Vista aérea

Alejandro Ibañez Castro

¡Oído cocina!

ESTO del poco "riguroso directo" quincenal de la prensa escrita impide, en cierta manera, estar en el asunto en su puritita actualidad, pero bueno, el tema traía cola y la seguirá trayendo, espero. Yo quería sumarme de alguna manera a todos aquellos que, bajo ningún concepto, estamos dispuestos a hacer colas de años esperando a que el gran mediático de la cocina nos sorprenda con algo parecido a la deposición de una paloma, algo desconstruida y debidamente gaseada y luego, encima, siga riéndose de todos nosotros. No tendré el gusto, lo siento, pero ni mis lábiles creencias me permiten semejante acción.

En defensa de Santi Santamaría, si fuera posible hoy día romper una lanza por alguien pues todos tenemos nuestro muerto en el armario, o de lo que pretende defender, la cocina tradicional, si debemos salir. De hecho llevo mucho tiempo criticando la comida de dudoso diseño en plato desmesurado o copa inverosímil. Lo de las presentaciones en copas o vasos ya debía ser delito, más que nada por la imposibilidad de mojar una sopilla siquiera en esas texturas poco duras de callos de jabalí a los aromas del sotobosque mediterráneo. Lo único positivo de todo este follón mediático que se ha montado, sobre todo después de descubrirse que Santi también lo hacía, aunque lo está dejando, promociones librescas a un lado, es que parece que el snobismo cocineril ha entrado un poco en crisis y si antes algunos ya dudábamos que esas cosas que hacen era cocinar ahora se lo pensaran dos veces antes de hacer cola para pagar un montón de euros por comer y, por tanto, ni siquiera poder deponer. Ya pueden ir quitando, como decía los otros días Manuel Vicent, los cartelitos de "prohibido venir con hambre". La burbuja de cocineros, como los ciclos económicos, también tenía que estallar.

No entramos en el uso de determinadas sustancias o aditivos que, como casi todos los venenos y en pequeñas dosis, no matan del todo. Lo que no parece de uso legal es que los conductores de estos nuevos comedores tecnoemocionales hayan querido cargarse las casas de comida tradicional alegando su más alto nivel cultural, fruto de la investigación dicen y que todo aquel que no sepa apreciar un cocido deconstruido es poco más que un gañan, con perdón de los gañanes, que siempre se han alimentado más que dignamente.

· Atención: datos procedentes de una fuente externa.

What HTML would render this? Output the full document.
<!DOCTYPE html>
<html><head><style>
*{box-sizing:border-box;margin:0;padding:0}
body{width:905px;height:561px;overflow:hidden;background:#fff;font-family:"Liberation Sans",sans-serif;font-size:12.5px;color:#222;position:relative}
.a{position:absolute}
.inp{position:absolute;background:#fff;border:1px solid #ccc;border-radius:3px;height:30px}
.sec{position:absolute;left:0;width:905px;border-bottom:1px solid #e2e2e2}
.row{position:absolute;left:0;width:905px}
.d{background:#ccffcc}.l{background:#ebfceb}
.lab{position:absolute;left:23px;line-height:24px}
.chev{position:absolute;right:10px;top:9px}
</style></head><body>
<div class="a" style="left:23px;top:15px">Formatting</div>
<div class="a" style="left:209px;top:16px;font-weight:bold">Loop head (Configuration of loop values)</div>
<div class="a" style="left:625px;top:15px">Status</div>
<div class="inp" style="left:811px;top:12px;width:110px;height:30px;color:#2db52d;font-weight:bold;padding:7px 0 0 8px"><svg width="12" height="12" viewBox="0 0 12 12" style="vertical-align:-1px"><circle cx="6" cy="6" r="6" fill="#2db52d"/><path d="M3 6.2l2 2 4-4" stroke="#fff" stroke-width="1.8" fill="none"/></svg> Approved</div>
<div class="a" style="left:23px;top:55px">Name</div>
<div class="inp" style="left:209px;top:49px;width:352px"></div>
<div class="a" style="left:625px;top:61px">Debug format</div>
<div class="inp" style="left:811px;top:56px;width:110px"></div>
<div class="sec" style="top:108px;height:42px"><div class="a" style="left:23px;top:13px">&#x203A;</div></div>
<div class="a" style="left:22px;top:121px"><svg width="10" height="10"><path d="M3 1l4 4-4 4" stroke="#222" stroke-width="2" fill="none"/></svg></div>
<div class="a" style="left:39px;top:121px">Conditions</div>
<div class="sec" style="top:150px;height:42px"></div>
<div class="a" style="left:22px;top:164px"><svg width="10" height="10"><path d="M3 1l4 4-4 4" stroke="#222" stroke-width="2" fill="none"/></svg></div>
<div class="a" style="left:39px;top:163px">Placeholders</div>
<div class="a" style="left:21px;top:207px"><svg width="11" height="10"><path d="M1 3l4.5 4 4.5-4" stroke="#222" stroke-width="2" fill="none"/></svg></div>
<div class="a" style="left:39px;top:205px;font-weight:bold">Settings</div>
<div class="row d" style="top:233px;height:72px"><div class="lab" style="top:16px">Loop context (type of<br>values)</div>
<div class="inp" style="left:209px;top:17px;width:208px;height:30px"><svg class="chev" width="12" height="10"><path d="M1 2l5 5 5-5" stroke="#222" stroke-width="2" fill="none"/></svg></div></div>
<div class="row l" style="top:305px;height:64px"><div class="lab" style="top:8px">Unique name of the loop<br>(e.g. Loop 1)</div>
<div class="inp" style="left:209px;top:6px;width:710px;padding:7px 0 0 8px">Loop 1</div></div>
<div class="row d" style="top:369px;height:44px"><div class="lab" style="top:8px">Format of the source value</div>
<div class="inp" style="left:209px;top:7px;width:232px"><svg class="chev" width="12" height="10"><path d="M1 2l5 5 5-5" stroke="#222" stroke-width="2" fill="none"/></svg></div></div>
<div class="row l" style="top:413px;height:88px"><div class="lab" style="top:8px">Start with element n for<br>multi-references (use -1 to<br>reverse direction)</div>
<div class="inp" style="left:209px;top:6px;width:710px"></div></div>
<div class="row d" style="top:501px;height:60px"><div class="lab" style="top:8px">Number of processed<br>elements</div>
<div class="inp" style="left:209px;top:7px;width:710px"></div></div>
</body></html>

El caso es que la polémica protagonizada por dos señores, prescindibles totalmente, a causa de su envidia irremediable (quítate tú que me ponga yo), ha hecho mucho daño a uno de los productos culturales más importantes con los que cuenta esta España nuestra: la Gastronomía. Habrá que arreglarlo como sea y que el tiempo ponga a cada uno en su sitio. La propuesta de que las cartas de los restaurantes se conviertan en libros de instrucciones de alimentos y otros aditivos no parece mala y entre otros beneficiados tendremos a las imprentas. Lo que ya sigue siendo como recochineo y de poco recibo es que a esta propuesta el mediático Adriá siga pensando de todos nosotros que somos unos burros incultos (para los que no se hizo la miel) y que cuando se ponga en la carta que determinado plato lleva cloruro sódico -sal para los entendidos- se cree una cierta alarma social, ya que no todo el mundo puede entender los nombres científicos. Esto sí toca ya algo más que las fibras sensibles porque suena a esa nefasta creencia de que la mayoría no tiene por qué tener razón.

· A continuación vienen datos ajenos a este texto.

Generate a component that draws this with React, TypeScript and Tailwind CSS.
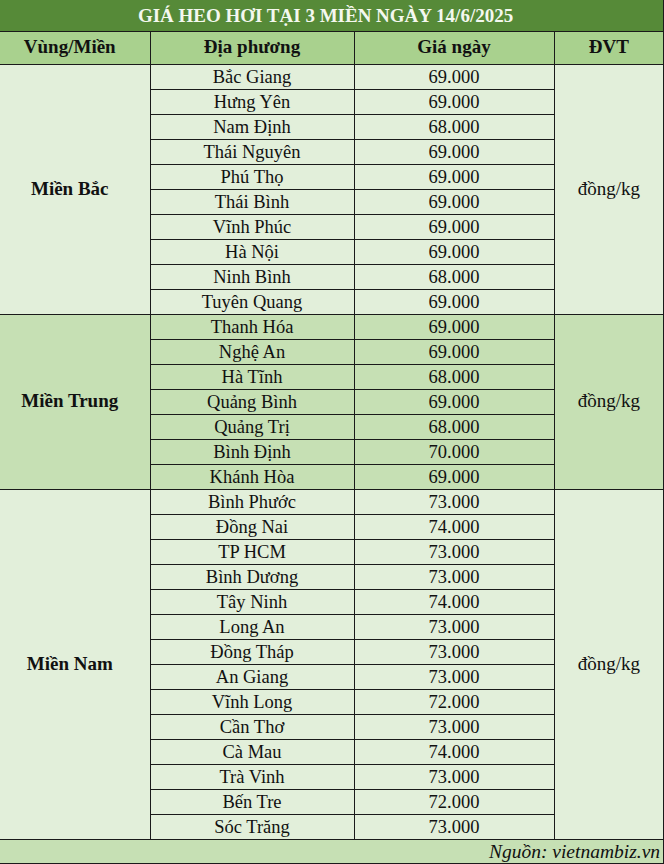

Confiemos en que el daño realizado a nuestra cultura gastronómica no sea un golpe de fondo muy grave y que la mala racha sólo se lleve por delante a los cuatro impresentables de turno y a toda su corte de seguidores snobistas. Ya bastante perjuicio hacen los malos camareros, digna profesión para la que no todo el mundo sirve, pues la imagen que un visitante se lleva de un lugar es la que da el camarero.